The audience ratings

Advertisement that ran in the Hull Daily Mail on 26 September 1959
Advertisement that ran in the Hull Daily Mail on 26 September 1959

Marathon was designed as an information programme. It was directed at a series of particular constituencies. It was advertised in 31 newspapers at a cost of some thousands of pounds. Its aim was to link candidate and constituent, nothing more. On that basis, Granada did not expect a wide audience for any one Marathon programme (directed at, say, five constituencies with an average electorate of 60,000). Nor did Granada know to what extent constituents being addressed would find Marathon a useful service.

The broad answer has been given by Television Audience Measurement (TAM), a marketing research organisation which records audience sizes for ITV. Granada thought these TAM figures encouraging, for they showed that on average more than

200.000 homes were watching Marathon, and at times at least a million people were viewing.

Marathon was on the air a total of 11 hours 41 minutes — in Lancashire 6 hours 3 minutes, and 5 hours 38 minutes in Yorkshire. The biggest audience for any one programme was 332,000 homes in Lancashire on Marathon’s first night, when an average of 24% of the homes were tuned in. In Yorkshire the biggest audience was also on the first night, when 141,000 homes, or 14% tuned in.

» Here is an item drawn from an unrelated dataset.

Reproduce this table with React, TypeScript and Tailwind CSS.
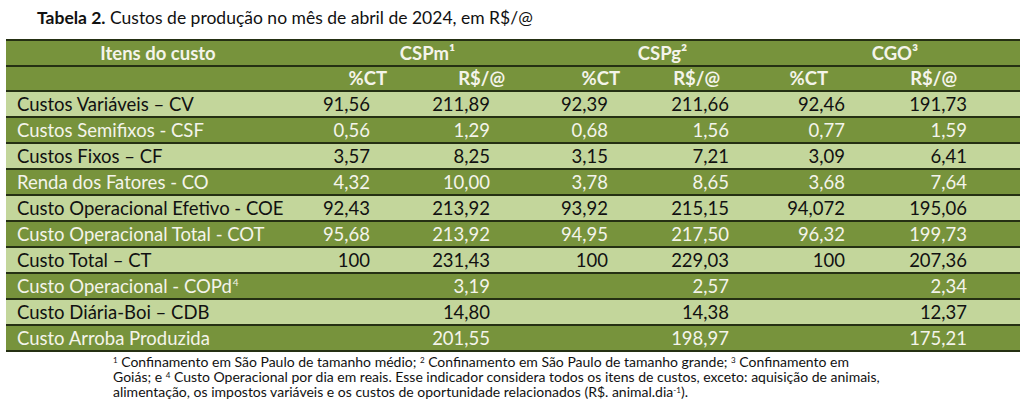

The TAM figures also show:

  1. despite the off-peak hours many of the series were viewed by more people than watched the party political broadcast screened in the region earlier in the evening (at 10 p.m.).
  2. every afternoon Marathon programme drew more viewers as it continued. For instance, on Monday Oct. 5 in Lancashire, 4% of the homes were tuned in for the first ten minutes, and 17% for the last four minutes.
  3. except for the first night, the numbers viewing the late night Marathon dropped as the programme continued. Presumably people switched off and went to bed after they had seen their own candidates (BBC had shut down, so there was no alternative programme for viewers to switch to). Never more than 10% switched off — and on Oct. 2 the numbers viewing (15% of the homes at the start, 11.31 p.m.) had fallen by only 2% at the end of the programme, 11.40 p.m.
  4. during the period of Election Marathon, the weekday audience in the Northern region for all party political broadcasts was well above the national average. This suggests tha tpeople in the North, perhaps stimulated by Marathon, may have been taking a greater interest in the General Election.

These TAM figures do not, of course, show the effects of Marathon in any one constituency. So Granada asked Research Services Ltd. to prepare a more detailed selective report. A further report and analysis is being prepared.

 

AN ONLOOKER’S VIEW

‘I do not know the results of Granada’s ‘Operation, Marathon’, but anyone deeply concerned with the relationship between television and the continuation of democratic processes must applaud the effort to prevent political television from becoming too big — from concentrating too much on the national political figures”. — Edward R. Murrow, the world-famous American television reporter, in the second of the British Association Granada lectures at Guildhall, London, on October 19th, 1959.